Exercise directions -> Reproduce the listing below character for character; drop every image.

++++++++

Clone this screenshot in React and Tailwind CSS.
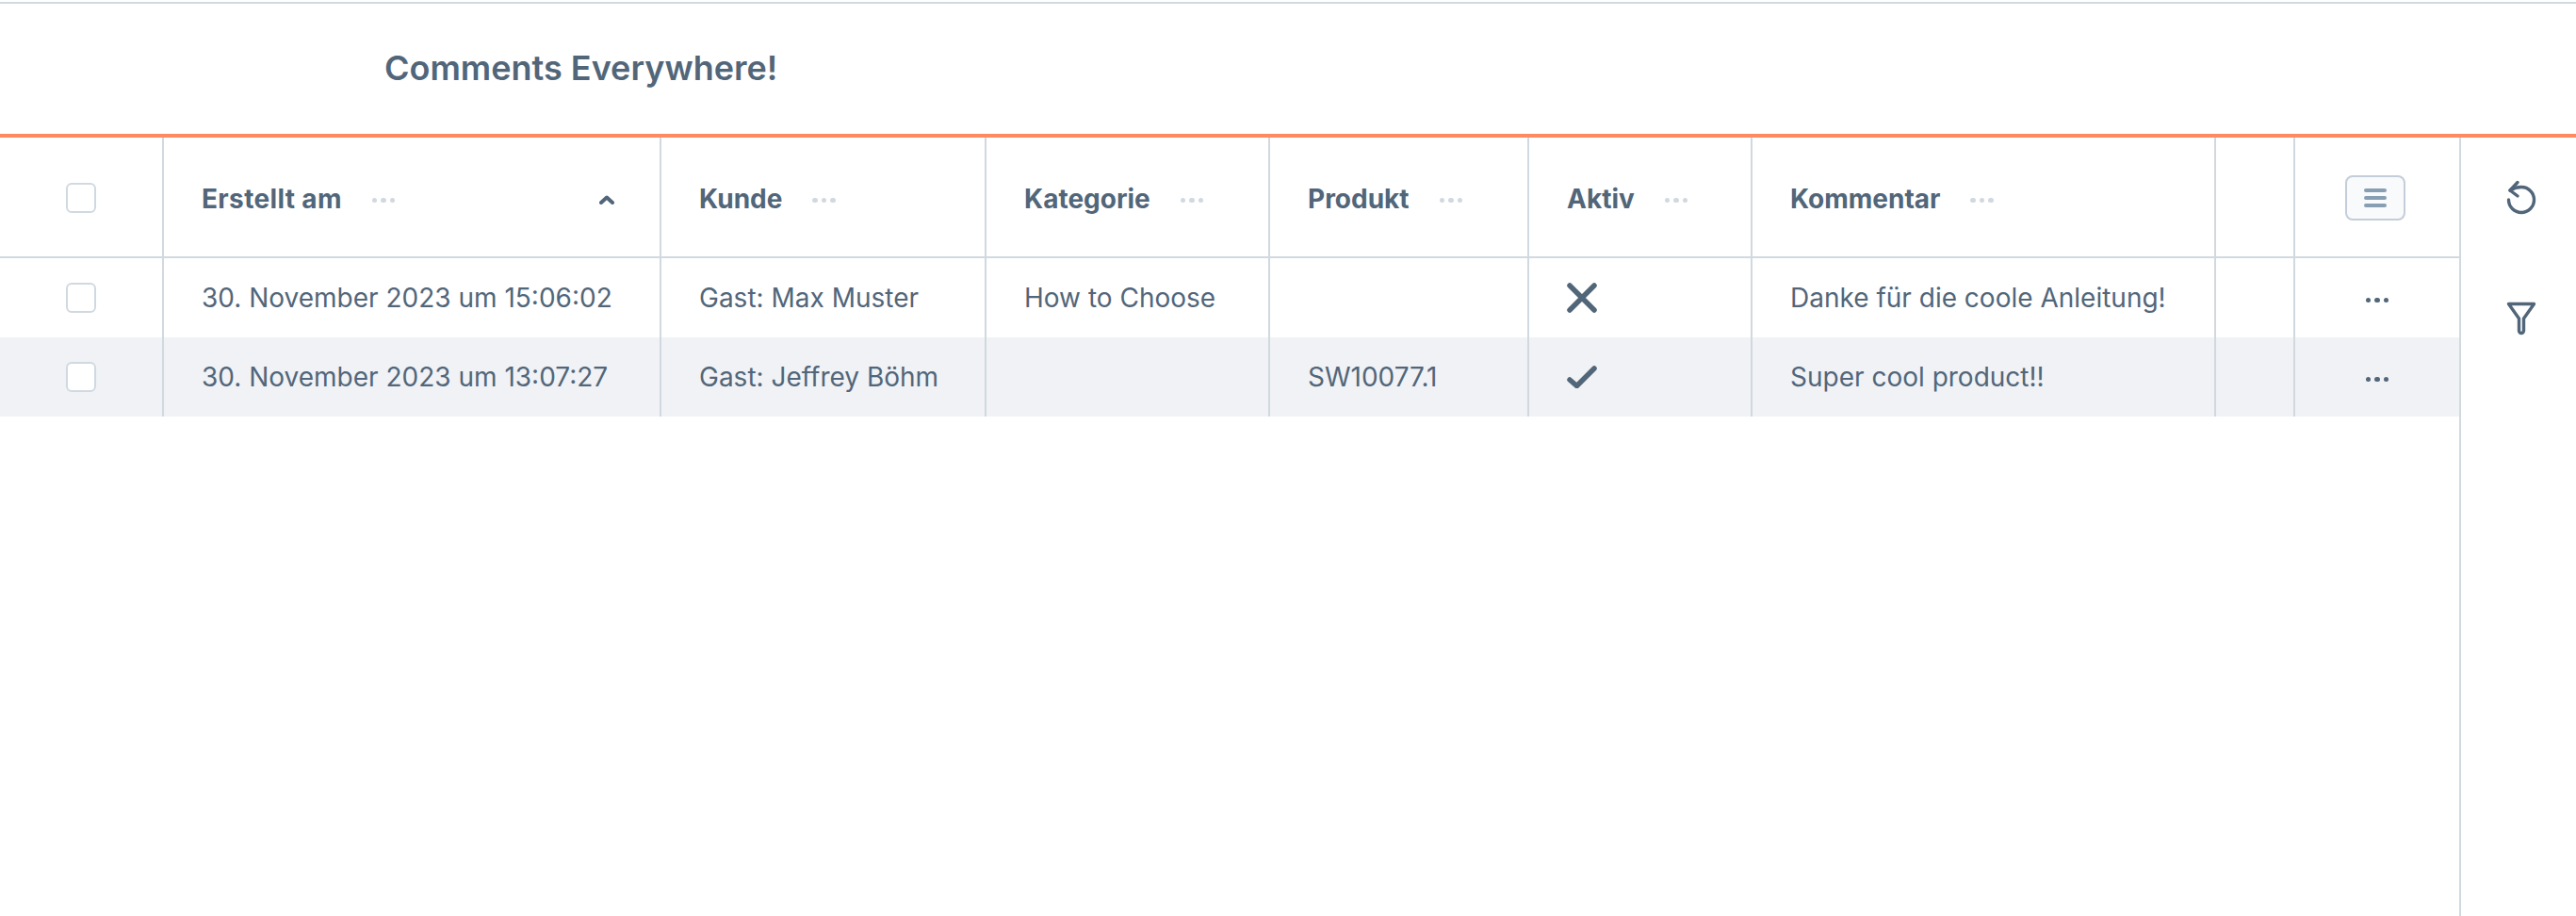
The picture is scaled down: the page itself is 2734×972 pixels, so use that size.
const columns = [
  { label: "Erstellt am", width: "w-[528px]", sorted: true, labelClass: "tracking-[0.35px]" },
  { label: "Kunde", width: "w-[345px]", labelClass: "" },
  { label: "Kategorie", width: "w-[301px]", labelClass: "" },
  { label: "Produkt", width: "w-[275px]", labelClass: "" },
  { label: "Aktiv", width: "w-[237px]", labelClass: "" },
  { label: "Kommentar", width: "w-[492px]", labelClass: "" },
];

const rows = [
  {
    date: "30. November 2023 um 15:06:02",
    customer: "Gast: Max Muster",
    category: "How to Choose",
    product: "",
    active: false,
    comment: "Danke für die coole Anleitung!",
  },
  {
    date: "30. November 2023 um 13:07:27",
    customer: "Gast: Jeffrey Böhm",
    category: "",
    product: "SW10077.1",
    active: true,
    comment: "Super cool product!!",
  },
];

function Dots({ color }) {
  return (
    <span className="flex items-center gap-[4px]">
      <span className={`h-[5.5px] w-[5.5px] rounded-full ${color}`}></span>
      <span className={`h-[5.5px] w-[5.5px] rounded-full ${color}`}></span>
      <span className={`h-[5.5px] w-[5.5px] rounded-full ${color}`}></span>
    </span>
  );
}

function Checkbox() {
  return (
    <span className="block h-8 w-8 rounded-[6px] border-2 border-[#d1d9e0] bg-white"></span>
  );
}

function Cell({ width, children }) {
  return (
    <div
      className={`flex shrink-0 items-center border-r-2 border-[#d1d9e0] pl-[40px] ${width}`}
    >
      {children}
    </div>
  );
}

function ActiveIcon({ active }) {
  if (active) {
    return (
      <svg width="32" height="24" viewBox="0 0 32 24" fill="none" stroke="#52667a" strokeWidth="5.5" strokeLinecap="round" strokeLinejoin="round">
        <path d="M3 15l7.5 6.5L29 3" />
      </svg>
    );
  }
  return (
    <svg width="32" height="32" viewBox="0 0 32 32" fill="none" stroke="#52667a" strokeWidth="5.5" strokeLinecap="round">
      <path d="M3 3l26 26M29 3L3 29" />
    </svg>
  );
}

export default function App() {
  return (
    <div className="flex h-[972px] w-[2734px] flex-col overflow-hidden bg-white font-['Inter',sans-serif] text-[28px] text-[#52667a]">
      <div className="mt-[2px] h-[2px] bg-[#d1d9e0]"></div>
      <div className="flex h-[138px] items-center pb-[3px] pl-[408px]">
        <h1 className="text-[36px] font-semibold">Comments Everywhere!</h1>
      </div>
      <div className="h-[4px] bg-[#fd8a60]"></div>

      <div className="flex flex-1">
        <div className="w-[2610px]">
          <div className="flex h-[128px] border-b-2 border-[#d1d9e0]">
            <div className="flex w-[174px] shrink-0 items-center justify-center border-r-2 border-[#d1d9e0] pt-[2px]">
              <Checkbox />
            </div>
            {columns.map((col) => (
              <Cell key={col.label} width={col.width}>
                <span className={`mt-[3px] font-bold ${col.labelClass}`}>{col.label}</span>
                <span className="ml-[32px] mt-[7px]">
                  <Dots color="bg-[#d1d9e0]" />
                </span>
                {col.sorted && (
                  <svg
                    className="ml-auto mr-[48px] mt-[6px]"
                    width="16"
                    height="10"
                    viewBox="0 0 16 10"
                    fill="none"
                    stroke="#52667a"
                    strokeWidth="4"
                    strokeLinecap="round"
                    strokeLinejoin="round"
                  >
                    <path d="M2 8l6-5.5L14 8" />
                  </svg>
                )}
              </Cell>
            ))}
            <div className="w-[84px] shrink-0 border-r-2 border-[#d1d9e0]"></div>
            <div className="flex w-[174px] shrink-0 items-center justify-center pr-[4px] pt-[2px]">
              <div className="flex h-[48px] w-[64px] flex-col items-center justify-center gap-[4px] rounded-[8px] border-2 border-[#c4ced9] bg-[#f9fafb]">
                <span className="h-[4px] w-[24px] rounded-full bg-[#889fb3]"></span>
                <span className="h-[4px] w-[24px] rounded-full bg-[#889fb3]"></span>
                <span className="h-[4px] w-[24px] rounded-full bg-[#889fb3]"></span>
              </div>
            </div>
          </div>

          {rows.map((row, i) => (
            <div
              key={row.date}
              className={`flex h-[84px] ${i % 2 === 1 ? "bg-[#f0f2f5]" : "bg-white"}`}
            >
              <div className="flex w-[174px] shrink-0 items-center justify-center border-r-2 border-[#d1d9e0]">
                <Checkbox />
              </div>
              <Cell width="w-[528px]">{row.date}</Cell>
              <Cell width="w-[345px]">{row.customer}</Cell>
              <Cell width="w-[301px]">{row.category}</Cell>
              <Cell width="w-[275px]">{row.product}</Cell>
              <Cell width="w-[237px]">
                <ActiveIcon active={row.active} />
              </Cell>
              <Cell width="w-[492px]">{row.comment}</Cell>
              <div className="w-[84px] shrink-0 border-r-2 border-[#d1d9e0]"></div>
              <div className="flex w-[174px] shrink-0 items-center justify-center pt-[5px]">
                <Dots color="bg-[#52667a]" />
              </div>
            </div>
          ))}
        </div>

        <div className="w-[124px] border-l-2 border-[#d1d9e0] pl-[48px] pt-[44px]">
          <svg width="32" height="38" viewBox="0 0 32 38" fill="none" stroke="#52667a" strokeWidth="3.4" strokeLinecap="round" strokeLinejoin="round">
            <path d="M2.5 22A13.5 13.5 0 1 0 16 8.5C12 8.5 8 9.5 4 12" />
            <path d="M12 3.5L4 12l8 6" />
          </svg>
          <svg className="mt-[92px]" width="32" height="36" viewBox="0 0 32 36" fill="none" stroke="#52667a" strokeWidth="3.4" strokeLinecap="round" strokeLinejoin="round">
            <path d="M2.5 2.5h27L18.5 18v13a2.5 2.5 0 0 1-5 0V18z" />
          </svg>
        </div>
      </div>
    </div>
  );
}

++++++++

Answer for this exercise ->
Clone this screenshot in React and Tailwind CSS.
The picture is scaled down: the page itself is 2734×972 pixels, so use that size.
const columns = [
  { label: "Erstellt am", width: "w-[528px]", sorted: true, labelClass: "tracking-[0.35px]" },
  { label: "Kunde", width: "w-[345px]", labelClass: "" },
  { label: "Kategorie", width: "w-[301px]", labelClass: "" },
  { label: "Produkt", width: "w-[275px]", labelClass: "" },
  { label: "Aktiv", width: "w-[237px]", labelClass: "" },
  { label: "Kommentar", width: "w-[492px]", labelClass: "" },
];

const rows = [
  {
    date: "30. November 2023 um 15:06:02",
    customer: "Gast: Max Muster",
    category: "How to Choose",
    product: "",
    active: false,
    comment: "Danke für die coole Anleitung!",
  },
  {
    date: "30. November 2023 um 13:07:27",
    customer: "Gast: Jeffrey Böhm",
    category: "",
    product: "SW10077.1",
    active: true,
    comment: "Super cool product!!",
  },
];

function Dots({ color }) {
  return (
    <span className="flex items-center gap-[4px]">
      <span className={`h-[5.5px] w-[5.5px] rounded-full ${color}`}></span>
      <span className={`h-[5.5px] w-[5.5px] rounded-full ${color}`}></span>
      <span className={`h-[5.5px] w-[5.5px] rounded-full ${color}`}></span>
    </span>
  );
}

function Checkbox() {
  return (
    <span className="block h-8 w-8 rounded-[6px] border-2 border-[#d1d9e0] bg-white"></span>
  );
}

function Cell({ width, children }) {
  return (
    <div
      className={`flex shrink-0 items-center border-r-2 border-[#d1d9e0] pl-[40px] ${width}`}
    >
      {children}
    </div>
  );
}

function ActiveIcon({ active }) {
  if (active) {
    return (
      <svg width="32" height="24" viewBox="0 0 32 24" fill="none" stroke="#52667a" strokeWidth="5.5" strokeLinecap="round" strokeLinejoin="round">
        <path d="M3 15l7.5 6.5L29 3" />
      </svg>
    );
  }
  return (
    <svg width="32" height="32" viewBox="0 0 32 32" fill="none" stroke="#52667a" strokeWidth="5.5" strokeLinecap="round">
      <path d="M3 3l26 26M29 3L3 29" />
    </svg>
  );
}

export default function App() {
  return (
    <div className="flex h-[972px] w-[2734px] flex-col overflow-hidden bg-white font-['Inter',sans-serif] text-[28px] text-[#52667a]">
      <div className="mt-[2px] h-[2px] bg-[#d1d9e0]"></div>
      <div className="flex h-[138px] items-center pb-[3px] pl-[408px]">
        <h1 className="text-[36px] font-semibold">Comments Everywhere!</h1>
      </div>
      <div className="h-[4px] bg-[#fd8a60]"></div>

      <div className="flex flex-1">
        <div className="w-[2610px]">
          <div className="flex h-[128px] border-b-2 border-[#d1d9e0]">
            <div className="flex w-[174px] shrink-0 items-center justify-center border-r-2 border-[#d1d9e0] pt-[2px]">
              <Checkbox />
            </div>
            {columns.map((col) => (
              <Cell key={col.label} width={col.width}>
                <span className={`mt-[3px] font-bold ${col.labelClass}`}>{col.label}</span>
                <span className="ml-[32px] mt-[7px]">
                  <Dots color="bg-[#d1d9e0]" />
                </span>
                {col.sorted && (
                  <svg
                    className="ml-auto mr-[48px] mt-[6px]"
                    width="16"
                    height="10"
                    viewBox="0 0 16 10"
                    fill="none"
                    stroke="#52667a"
                    strokeWidth="4"
                    strokeLinecap="round"
                    strokeLinejoin="round"
                  >
                    <path d="M2 8l6-5.5L14 8" />
                  </svg>
                )}
              </Cell>
            ))}
            <div className="w-[84px] shrink-0 border-r-2 border-[#d1d9e0]"></div>
            <div className="flex w-[174px] shrink-0 items-center justify-center pr-[4px] pt-[2px]">
              <div className="flex h-[48px] w-[64px] flex-col items-center justify-center gap-[4px] rounded-[8px] border-2 border-[#c4ced9] bg-[#f9fafb]">
                <span className="h-[4px] w-[24px] rounded-full bg-[#889fb3]"></span>
                <span className="h-[4px] w-[24px] rounded-full bg-[#889fb3]"></span>
                <span className="h-[4px] w-[24px] rounded-full bg-[#889fb3]"></span>
              </div>
            </div>
          </div>

          {rows.map((row, i) => (
            <div
              key={row.date}
              className={`flex h-[84px] ${i % 2 === 1 ? "bg-[#f0f2f5]" : "bg-white"}`}
            >
              <div className="flex w-[174px] shrink-0 items-center justify-center border-r-2 border-[#d1d9e0]">
                <Checkbox />
              </div>
              <Cell width="w-[528px]">{row.date}</Cell>
              <Cell width="w-[345px]">{row.customer}</Cell>
              <Cell width="w-[301px]">{row.category}</Cell>
              <Cell width="w-[275px]">{row.product}</Cell>
              <Cell width="w-[237px]">
                <ActiveIcon active={row.active} />
              </Cell>
              <Cell width="w-[492px]">{row.comment}</Cell>
              <div className="w-[84px] shrink-0 border-r-2 border-[#d1d9e0]"></div>
              <div className="flex w-[174px] shrink-0 items-center justify-center pt-[5px]">
                <Dots color="bg-[#52667a]" />
              </div>
            </div>
          ))}
        </div>

        <div className="w-[124px] border-l-2 border-[#d1d9e0] pl-[48px] pt-[44px]">
          <svg width="32" height="38" viewBox="0 0 32 38" fill="none" stroke="#52667a" strokeWidth="3.4" strokeLinecap="round" strokeLinejoin="round">
            <path d="M2.5 22A13.5 13.5 0 1 0 16 8.5C12 8.5 8 9.5 4 12" />
            <path d="M12 3.5L4 12l8 6" />
          </svg>
          <svg className="mt-[92px]" width="32" height="36" viewBox="0 0 32 36" fill="none" stroke="#52667a" strokeWidth="3.4" strokeLinecap="round" strokeLinejoin="round">
            <path d="M2.5 2.5h27L18.5 18v13a2.5 2.5 0 0 1-5 0V18z" />
          </svg>
        </div>
      </div>
    </div>
  );
}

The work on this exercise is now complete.